Aim:
Repeat the listing that follows, character for character, minus the pictures.
* Begin Available data *
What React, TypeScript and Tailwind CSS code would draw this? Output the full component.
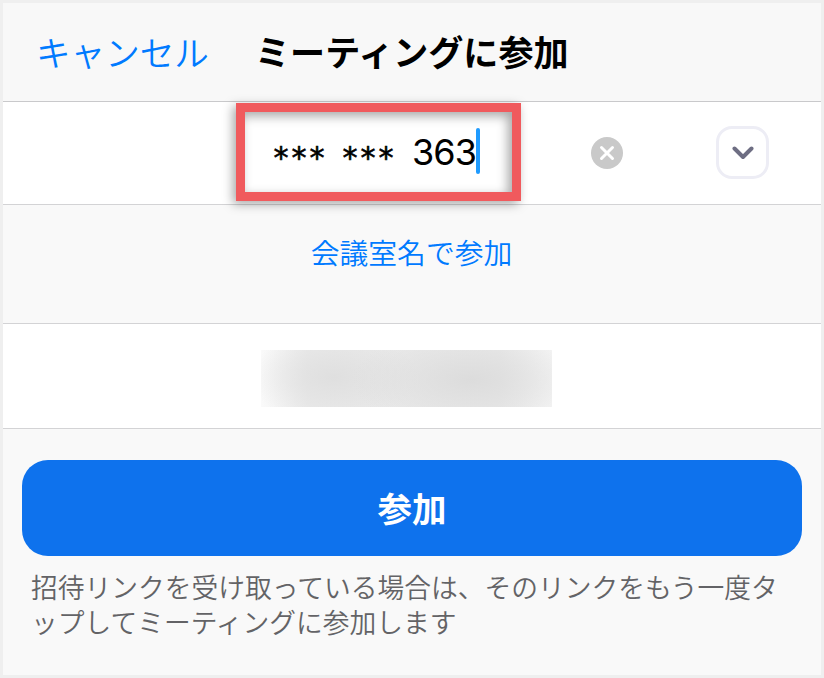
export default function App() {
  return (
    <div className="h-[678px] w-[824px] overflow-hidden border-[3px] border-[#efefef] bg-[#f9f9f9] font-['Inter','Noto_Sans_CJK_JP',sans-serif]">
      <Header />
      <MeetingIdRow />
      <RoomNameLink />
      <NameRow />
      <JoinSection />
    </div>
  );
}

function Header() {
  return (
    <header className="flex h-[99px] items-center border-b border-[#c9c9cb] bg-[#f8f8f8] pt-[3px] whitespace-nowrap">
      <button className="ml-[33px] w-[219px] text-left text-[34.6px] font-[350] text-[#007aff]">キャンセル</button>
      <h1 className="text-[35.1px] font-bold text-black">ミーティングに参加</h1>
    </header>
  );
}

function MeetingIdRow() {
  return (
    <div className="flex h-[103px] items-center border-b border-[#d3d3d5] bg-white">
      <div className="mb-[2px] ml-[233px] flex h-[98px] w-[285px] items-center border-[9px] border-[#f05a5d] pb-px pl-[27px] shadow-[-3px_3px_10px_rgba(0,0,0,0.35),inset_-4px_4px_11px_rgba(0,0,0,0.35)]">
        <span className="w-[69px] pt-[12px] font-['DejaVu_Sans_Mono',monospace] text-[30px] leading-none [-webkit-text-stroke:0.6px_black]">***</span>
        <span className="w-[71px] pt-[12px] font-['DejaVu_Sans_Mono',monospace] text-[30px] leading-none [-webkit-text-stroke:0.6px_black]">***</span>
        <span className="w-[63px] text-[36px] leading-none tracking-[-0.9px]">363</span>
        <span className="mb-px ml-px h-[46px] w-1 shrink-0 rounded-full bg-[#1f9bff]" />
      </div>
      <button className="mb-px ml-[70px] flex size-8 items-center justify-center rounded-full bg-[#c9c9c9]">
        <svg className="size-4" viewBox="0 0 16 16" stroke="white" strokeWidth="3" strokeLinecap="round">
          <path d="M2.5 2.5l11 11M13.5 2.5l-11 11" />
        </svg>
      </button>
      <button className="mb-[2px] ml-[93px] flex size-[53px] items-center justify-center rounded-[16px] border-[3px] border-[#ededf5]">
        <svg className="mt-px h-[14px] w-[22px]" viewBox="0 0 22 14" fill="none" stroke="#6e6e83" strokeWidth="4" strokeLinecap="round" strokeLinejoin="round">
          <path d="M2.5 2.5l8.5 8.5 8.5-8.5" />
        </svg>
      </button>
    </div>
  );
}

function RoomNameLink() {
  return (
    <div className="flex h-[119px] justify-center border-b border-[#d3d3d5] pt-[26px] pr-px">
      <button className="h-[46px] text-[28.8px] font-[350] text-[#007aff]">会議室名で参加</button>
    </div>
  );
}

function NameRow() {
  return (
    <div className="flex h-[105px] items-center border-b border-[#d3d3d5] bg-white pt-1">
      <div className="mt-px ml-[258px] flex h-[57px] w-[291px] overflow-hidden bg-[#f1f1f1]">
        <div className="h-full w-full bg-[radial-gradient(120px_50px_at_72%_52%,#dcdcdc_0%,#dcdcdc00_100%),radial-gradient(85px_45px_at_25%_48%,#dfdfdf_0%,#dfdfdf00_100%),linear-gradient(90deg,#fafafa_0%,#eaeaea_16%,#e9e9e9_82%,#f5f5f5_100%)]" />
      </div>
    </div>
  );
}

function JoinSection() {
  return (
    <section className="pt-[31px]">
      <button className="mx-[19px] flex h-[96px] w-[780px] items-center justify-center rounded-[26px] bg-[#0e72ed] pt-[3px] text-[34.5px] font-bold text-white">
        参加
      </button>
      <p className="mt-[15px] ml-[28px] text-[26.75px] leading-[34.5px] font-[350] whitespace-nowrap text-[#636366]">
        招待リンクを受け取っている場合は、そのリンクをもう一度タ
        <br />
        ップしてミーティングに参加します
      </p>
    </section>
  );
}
* End Available data *
Exercise result:
What React, TypeScript and Tailwind CSS code would draw this? Output the full component.
export default function App() {
  return (
    <div className="h-[678px] w-[824px] overflow-hidden border-[3px] border-[#efefef] bg-[#f9f9f9] font-['Inter','Noto_Sans_CJK_JP',sans-serif]">
      <Header />
      <MeetingIdRow />
      <RoomNameLink />
      <NameRow />
      <JoinSection />
    </div>
  );
}

function Header() {
  return (
    <header className="flex h-[99px] items-center border-b border-[#c9c9cb] bg-[#f8f8f8] pt-[3px] whitespace-nowrap">
      <button className="ml-[33px] w-[219px] text-left text-[34.6px] font-[350] text-[#007aff]">キャンセル</button>
      <h1 className="text-[35.1px] font-bold text-black">ミーティングに参加</h1>
    </header>
  );
}

function MeetingIdRow() {
  return (
    <div className="flex h-[103px] items-center border-b border-[#d3d3d5] bg-white">
      <div className="mb-[2px] ml-[233px] flex h-[98px] w-[285px] items-center border-[9px] border-[#f05a5d] pb-px pl-[27px] shadow-[-3px_3px_10px_rgba(0,0,0,0.35),inset_-4px_4px_11px_rgba(0,0,0,0.35)]">
        <span className="w-[69px] pt-[12px] font-['DejaVu_Sans_Mono',monospace] text-[30px] leading-none [-webkit-text-stroke:0.6px_black]">***</span>
        <span className="w-[71px] pt-[12px] font-['DejaVu_Sans_Mono',monospace] text-[30px] leading-none [-webkit-text-stroke:0.6px_black]">***</span>
        <span className="w-[63px] text-[36px] leading-none tracking-[-0.9px]">363</span>
        <span className="mb-px ml-px h-[46px] w-1 shrink-0 rounded-full bg-[#1f9bff]" />
      </div>
      <button className="mb-px ml-[70px] flex size-8 items-center justify-center rounded-full bg-[#c9c9c9]">
        <svg className="size-4" viewBox="0 0 16 16" stroke="white" strokeWidth="3" strokeLinecap="round">
          <path d="M2.5 2.5l11 11M13.5 2.5l-11 11" />
        </svg>
      </button>
      <button className="mb-[2px] ml-[93px] flex size-[53px] items-center justify-center rounded-[16px] border-[3px] border-[#ededf5]">
        <svg className="mt-px h-[14px] w-[22px]" viewBox="0 0 22 14" fill="none" stroke="#6e6e83" strokeWidth="4" strokeLinecap="round" strokeLinejoin="round">
          <path d="M2.5 2.5l8.5 8.5 8.5-8.5" />
        </svg>
      </button>
    </div>
  );
}

function RoomNameLink() {
  return (
    <div className="flex h-[119px] justify-center border-b border-[#d3d3d5] pt-[26px] pr-px">
      <button className="h-[46px] text-[28.8px] font-[350] text-[#007aff]">会議室名で参加</button>
    </div>
  );
}

function NameRow() {
  return (
    <div className="flex h-[105px] items-center border-b border-[#d3d3d5] bg-white pt-1">
      <div className="mt-px ml-[258px] flex h-[57px] w-[291px] overflow-hidden bg-[#f1f1f1]">
        <div className="h-full w-full bg-[radial-gradient(120px_50px_at_72%_52%,#dcdcdc_0%,#dcdcdc00_100%),radial-gradient(85px_45px_at_25%_48%,#dfdfdf_0%,#dfdfdf00_100%),linear-gradient(90deg,#fafafa_0%,#eaeaea_16%,#e9e9e9_82%,#f5f5f5_100%)]" />
      </div>
    </div>
  );
}

function JoinSection() {
  return (
    <section className="pt-[31px]">
      <button className="mx-[19px] flex h-[96px] w-[780px] items-center justify-center rounded-[26px] bg-[#0e72ed] pt-[3px] text-[34.5px] font-bold text-white">
        参加
      </button>
      <p className="mt-[15px] ml-[28px] text-[26.75px] leading-[34.5px] font-[350] whitespace-nowrap text-[#636366]">
        招待リンクを受け取っている場合は、そのリンクをもう一度タ
        <br />
        ップしてミーティングに参加します
      </p>
    </section>
  );
}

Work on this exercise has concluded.